Fig. 1: Overall schematics and architecture of AdsMT.
From: A multi-modal transformer for predicting global minimum adsorption energy

a The schematic overview of this study. We present three datasets containing diverse combination of catalysts and adsorbates for predicting the global minimum adsorption energy (GMAE). The upper-right plot illustrates the difference between global minima (GM) and local minima (LM). AdsMT is a multi-modal model that processes separate surface and adsorbate inputs to predict GMAE. b The architecture of AdsMT. AdsMT consists of three blocks: a graph encoder for catalyst surface encoding, a vector encoder for adsorbate encoding, and a cross-modal encoder for GMAE prediction from embeddings of surfaces and adsorbates. c Illustration of cross-attention and self-attention layers in the cross-modal encoder.
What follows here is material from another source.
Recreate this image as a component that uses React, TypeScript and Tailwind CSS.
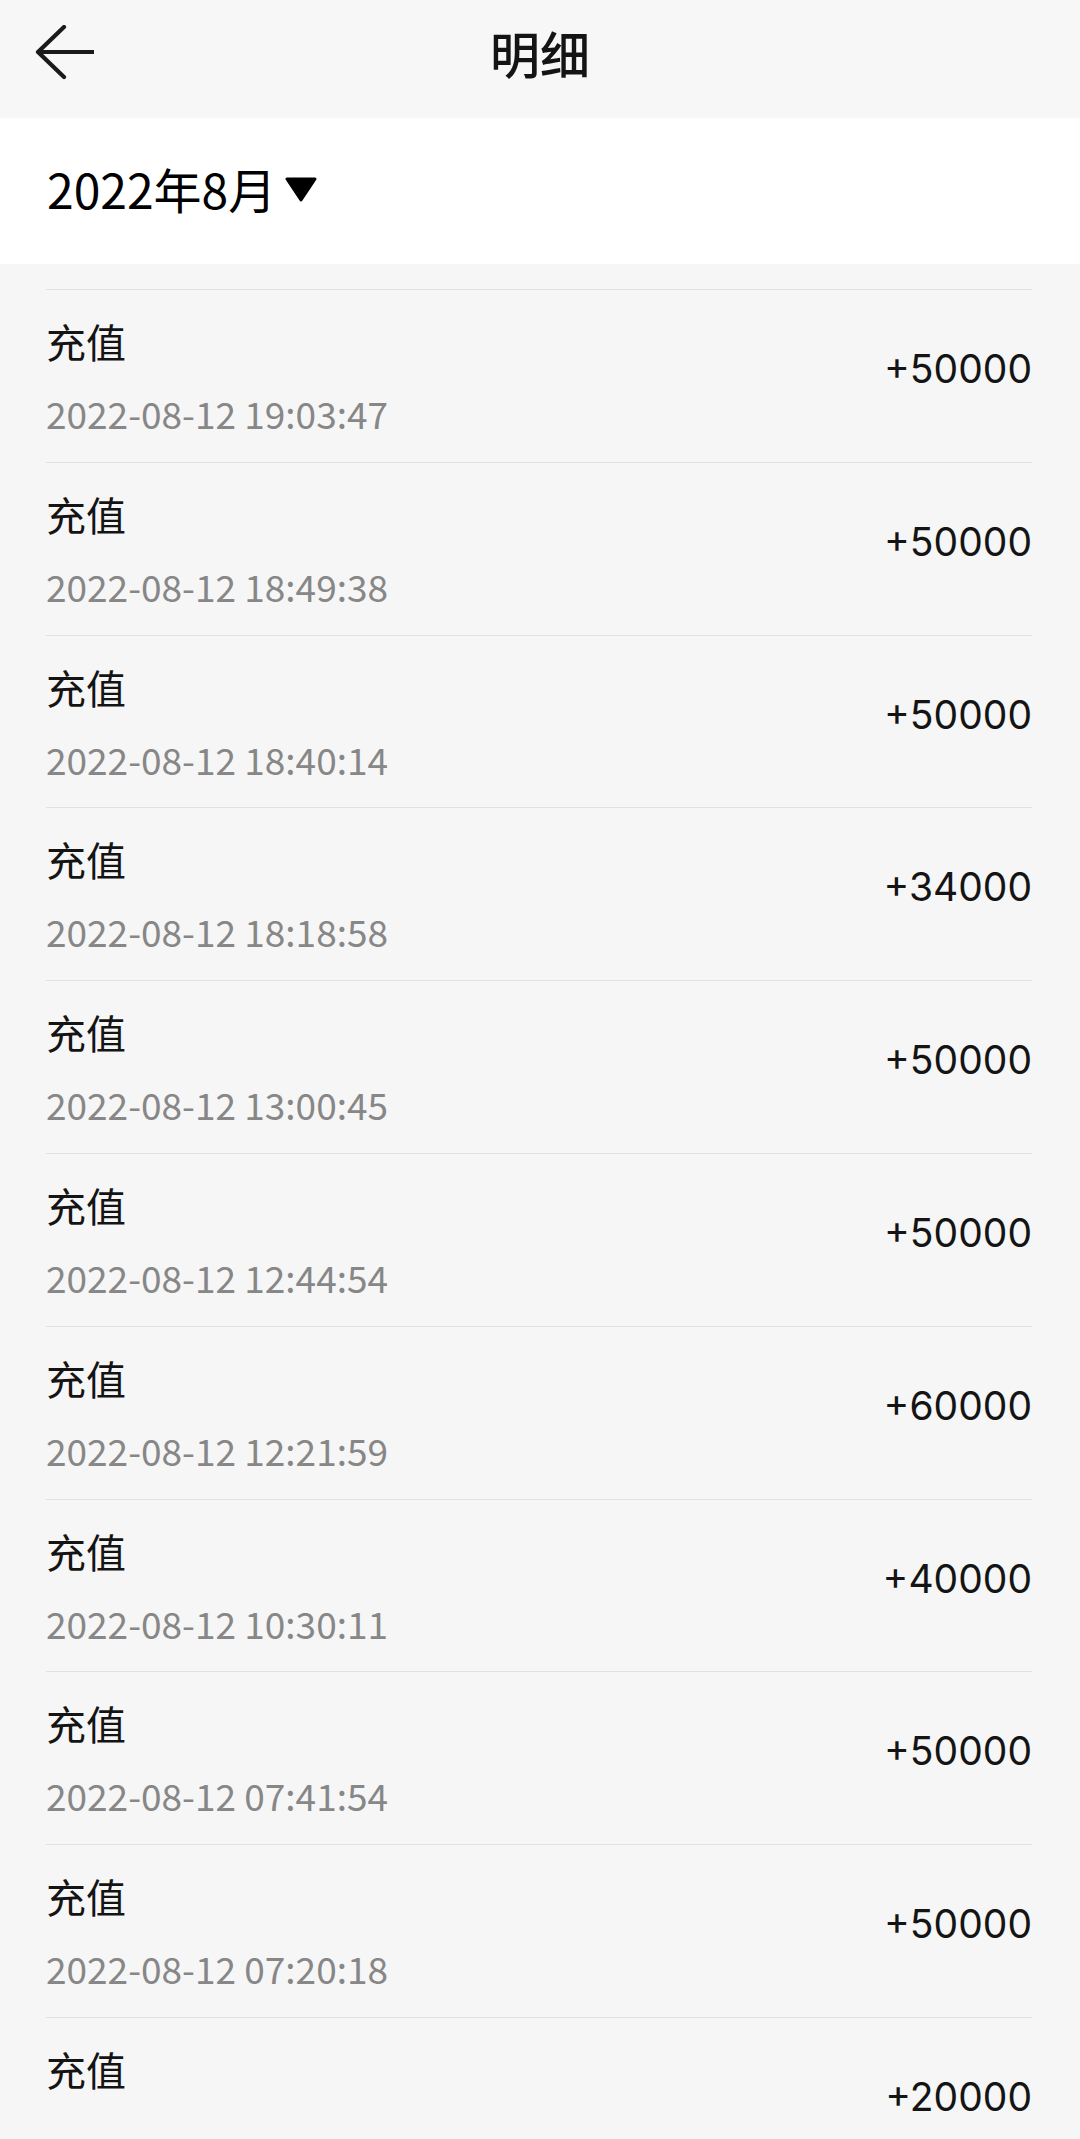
interface Record {
  time?: string
  amount: string
}

const records: Record[] = [
  { time: '2022-08-12 19:03:47', amount: '+50000' },
  { time: '2022-08-12 18:49:38', amount: '+50000' },
  { time: '2022-08-12 18:40:14', amount: '+50000' },
  { time: '2022-08-12 18:18:58', amount: '+34000' },
  { time: '2022-08-12 13:00:45', amount: '+50000' },
  { time: '2022-08-12 12:44:54', amount: '+50000' },
  { time: '2022-08-12 12:21:59', amount: '+60000' },
  { time: '2022-08-12 10:30:11', amount: '+40000' },
  { time: '2022-08-12 07:41:54', amount: '+50000' },
  { time: '2022-08-12 07:20:18', amount: '+50000' },
  // last row is cut by the bottom of the screen
  { amount: '+20000' },
]

function BackArrow() {
  return (
    <svg width="60" height="56" viewBox="0 0 60 56" fill="none" className="text-[#1a1a1a]">
      <path
        d="M4 27 H59 M4 27 L30 2 M4 27 L30 52"
        stroke="currentColor"
        strokeWidth="4.2"
        strokeLinecap="round"
        strokeLinejoin="round"
      />
    </svg>
  )
}

function RecordRow({ record }: { record: Record }) {
  return (
    <div className="flex h-[172.8px] justify-between border-t border-[#e2e2e2]">
      <div className="flex flex-col pt-[31px]">
        <span className="text-[40px] leading-[40px] text-[#141414]">充值</span>
        {record.time && (
          <span className="mt-[32px] text-[37px] leading-[40px] text-[#878787]">{record.time}</span>
        )}
      </div>
      <div
        className="pt-[59px] text-[39px] leading-[40px] text-[#141414]"
        style={{ fontFamily: 'Inter, "Noto Sans CJK SC", sans-serif' }}
      >
        {record.amount}
      </div>
    </div>
  )
}

export default function App() {
  return (
    <div
      className="min-h-screen overflow-hidden bg-[#f6f6f6]"
      style={{ fontFamily: '"Noto Sans CJK SC", "Noto Sans", sans-serif' }}
    >
      <header className="grid h-[118px] grid-cols-[1fr_auto_1fr] items-center bg-[#f7f7f7] pb-[14px]">
        <button className="justify-self-start pl-[34px] pt-[2px]">
          <BackArrow />
        </button>
        <h1 className="text-[50px] font-medium leading-none text-[#141414]">明细</h1>
        <div />
      </header>

      <div className="flex h-[146px] items-center gap-[8px] bg-white px-[47px] pb-[6px]">
        <span className="text-[48px] leading-none text-black">2022年8月</span>
        <svg width="34" height="26" viewBox="0 0 34 26" className="mt-[2px]">
          <path d="M3 3 H31 L17 24 Z" fill="#000" stroke="#000" strokeWidth="3" strokeLinejoin="round" />
        </svg>
      </div>

      <div className="pl-[46px] pr-[48px] pt-[25px]">
        {records.map((r, i) => (
          <RecordRow key={i} record={r} />
        ))}
      </div>
    </div>
  )
}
In the first cross-attention layer, the concatenated adsorbate vector embeddings and surface graph embeddings form the query matrix (Q), while the concatenated atomic embeddings and depth embeddings serve as the key (K) and value (V) matrices. Each atomic depth vector encodes the relative position of an atom within the surface (e.g., top-layer or bottom-layer). In the self-attention layer, the stacked atom embeddings, surface graph embeddings, and adsorbate vector embeddings are used as the input Q, K, and V.